December 15, 2019
Array

CAB: A Nefarious Design

THE Citizenship (Amendment) Bill, 2019 (CAB) has been passed by parliament despite strong opposition to it both within and outside parliament.  The CAB is a dangerous legislation which runs contrary to the basic principles of the constitution. The provisions of the bill undermine the secular concept of citizenship enshrined in the constitution.  Article 14 states that the State shall not deny to any person equality before the law or equal protection of the law within the territory of India. The constitution also prohibits discrimination on the basis of religion, caste, creed or sex.

 

What the CAB has done is to introduce a religious criteria in considering certain sections of people for citizenship.  As per the amendment, Hindus, Sikhs, Buddhists, Jains, Parsis or Christians who have come from Afghanistan, Bangladesh or Pakistan before December 31, 2014 shall not be treated as illegal migrants.  They can be eligible for citizenship by naturalisation, if they have spent not less than five years in India.  This is a relaxation of the time limit which was not less than eleven years for naturalised citizens.

 

But this provision does not apply to Muslims who have come into India from these three countries. They will still be treated as illegal migrants. It is this discrimination based on religion which makes the amendment to the citizenship law unconstitutional and illegal. 

 

The BJP had originally got the bill passed in the previous Lok Sabha, but it could not get it passed in the Rajya Sabha for lack of a majority. The motivation for the bill was its communal agenda of ensuring that Hindu migrants from Bangladesh living in Assam could be given citizenship while seeking to exclude any Muslim migrant from that country. This measure was necessitated because the National Register of Citizens (NRC) process in Assam would have excluded all those who entered the state after March 24, 1971. 

 

The final list of the NRC in Assam which was published on August 31 this year without the CAB has been put into effect.  It resulted in a large number of Hindus from Bangladesh being excluded from the NRC. That is why the Assam BJP state government and the central government opposed the NRC list.  It thus became urgent for the Modi government to adopt the CAB before embarking on preparing the NRC for the whole country.  In a diabolical move, home minister Amit Shah has announced that the NRC in Assam will be redone along with the rest of the country.

 

The CAB has met with a furious response in Assam and the North East. The Assamese people see this legislation as a betrayal of the commitment made in the Assam Accord by which all those who had entered Assam after March 1971 were not to be given citizenship.

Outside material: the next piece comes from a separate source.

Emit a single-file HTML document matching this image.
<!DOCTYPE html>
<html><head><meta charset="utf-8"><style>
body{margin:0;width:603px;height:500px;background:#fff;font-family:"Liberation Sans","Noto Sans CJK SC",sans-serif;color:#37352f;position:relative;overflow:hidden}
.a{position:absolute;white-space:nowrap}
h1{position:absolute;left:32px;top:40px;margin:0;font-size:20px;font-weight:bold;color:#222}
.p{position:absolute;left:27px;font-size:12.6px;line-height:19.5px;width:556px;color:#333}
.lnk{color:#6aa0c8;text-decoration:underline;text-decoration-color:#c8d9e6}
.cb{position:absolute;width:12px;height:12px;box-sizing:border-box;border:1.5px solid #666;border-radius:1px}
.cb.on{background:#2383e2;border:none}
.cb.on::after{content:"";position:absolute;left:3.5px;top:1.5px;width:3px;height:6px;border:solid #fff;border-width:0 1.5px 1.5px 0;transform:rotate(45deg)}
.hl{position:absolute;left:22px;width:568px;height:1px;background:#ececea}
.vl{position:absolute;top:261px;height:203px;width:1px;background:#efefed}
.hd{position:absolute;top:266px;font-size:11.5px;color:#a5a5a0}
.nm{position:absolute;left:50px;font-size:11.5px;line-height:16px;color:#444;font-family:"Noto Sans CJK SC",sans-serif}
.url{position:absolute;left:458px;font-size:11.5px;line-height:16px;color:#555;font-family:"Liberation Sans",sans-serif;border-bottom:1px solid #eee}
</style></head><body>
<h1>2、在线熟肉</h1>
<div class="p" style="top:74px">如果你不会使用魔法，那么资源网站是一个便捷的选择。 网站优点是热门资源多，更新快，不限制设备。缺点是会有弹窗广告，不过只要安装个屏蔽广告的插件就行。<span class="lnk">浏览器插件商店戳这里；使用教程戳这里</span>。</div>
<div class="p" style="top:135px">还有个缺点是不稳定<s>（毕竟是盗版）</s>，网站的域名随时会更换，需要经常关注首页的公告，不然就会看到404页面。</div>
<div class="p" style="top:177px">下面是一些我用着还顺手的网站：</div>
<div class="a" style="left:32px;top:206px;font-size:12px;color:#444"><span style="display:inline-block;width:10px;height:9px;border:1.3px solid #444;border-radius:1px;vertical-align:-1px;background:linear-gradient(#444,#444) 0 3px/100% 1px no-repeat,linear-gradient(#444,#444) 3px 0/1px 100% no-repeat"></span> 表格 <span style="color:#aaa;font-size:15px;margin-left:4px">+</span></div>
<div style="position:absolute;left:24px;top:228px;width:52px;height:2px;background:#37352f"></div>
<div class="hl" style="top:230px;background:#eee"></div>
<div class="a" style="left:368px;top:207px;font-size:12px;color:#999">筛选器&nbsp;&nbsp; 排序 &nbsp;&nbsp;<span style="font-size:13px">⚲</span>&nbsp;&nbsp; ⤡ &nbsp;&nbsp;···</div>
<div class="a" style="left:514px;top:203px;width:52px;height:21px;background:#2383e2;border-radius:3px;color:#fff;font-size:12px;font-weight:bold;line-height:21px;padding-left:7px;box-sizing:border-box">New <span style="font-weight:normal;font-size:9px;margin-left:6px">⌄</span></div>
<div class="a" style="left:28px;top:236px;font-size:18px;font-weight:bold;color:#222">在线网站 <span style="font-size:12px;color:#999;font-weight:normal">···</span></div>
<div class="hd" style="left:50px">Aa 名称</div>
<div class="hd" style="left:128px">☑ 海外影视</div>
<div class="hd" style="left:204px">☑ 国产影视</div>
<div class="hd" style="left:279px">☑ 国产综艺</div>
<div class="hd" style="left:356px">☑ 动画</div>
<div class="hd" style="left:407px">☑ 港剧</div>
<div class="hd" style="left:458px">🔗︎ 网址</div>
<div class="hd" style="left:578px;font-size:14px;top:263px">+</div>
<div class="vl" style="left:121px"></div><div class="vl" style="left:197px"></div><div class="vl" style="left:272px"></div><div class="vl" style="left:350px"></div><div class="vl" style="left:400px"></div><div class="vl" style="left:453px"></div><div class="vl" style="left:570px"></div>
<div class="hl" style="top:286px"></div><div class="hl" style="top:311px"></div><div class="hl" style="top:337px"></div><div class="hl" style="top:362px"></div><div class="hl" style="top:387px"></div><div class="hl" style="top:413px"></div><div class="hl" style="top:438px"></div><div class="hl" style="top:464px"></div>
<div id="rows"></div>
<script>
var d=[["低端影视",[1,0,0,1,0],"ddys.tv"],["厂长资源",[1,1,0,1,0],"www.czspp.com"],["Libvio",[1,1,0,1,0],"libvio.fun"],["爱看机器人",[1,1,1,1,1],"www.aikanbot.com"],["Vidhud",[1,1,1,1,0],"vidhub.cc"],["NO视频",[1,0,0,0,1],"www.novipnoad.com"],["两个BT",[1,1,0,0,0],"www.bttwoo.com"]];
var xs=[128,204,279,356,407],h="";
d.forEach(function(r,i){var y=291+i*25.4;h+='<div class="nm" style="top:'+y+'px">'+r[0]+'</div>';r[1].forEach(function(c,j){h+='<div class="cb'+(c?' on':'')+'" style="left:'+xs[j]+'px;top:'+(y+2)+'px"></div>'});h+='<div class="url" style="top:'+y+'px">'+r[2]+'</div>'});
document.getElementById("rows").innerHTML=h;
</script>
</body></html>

By extending the period to December 31, 2014 for legalising illegal migrants, the CAB has overturned the carefully balanced agreement arrived at in 1985 through the Assam Accord. 

 

Throughout the north-eastern states, there is the fear that their indigenous identities would be overwhelmed by the influx of people who have newly acquired citizenship. The Modi government’s attempts to mollify their fears by exempting  the tribal areas included in the Sixth Schedule of the Constitution in the north-eastern states and those areas which are covered under the Inner Line, have failed.  It has cut no ice since these protected areas are under continuous pressure of people coming from outside to settle down and live there.

 

The CAB and the NRC must be seen in tandem. While the former would legitimise non-Muslim migrants as citizens, the NRC would target the so-called Muslim infiltrators. What the BJP is aiming for is to create a category of second class citizens whose rights will be severely circumscribed.  Behind this thinking lies the two-nation theory advocated by V D Savarkar.

 

The pincer movement of the CAB and NRC will be used to heighten communal anxieties and create a new divisive agenda suited to the BJP-RSS’s sectarian politics. 

 

The CAB has to be challenged in the Supreme Court. While doing so, a widespread campaign should be conducted to expose the BJP’s nefarious designs with regard to the CAB-NRC.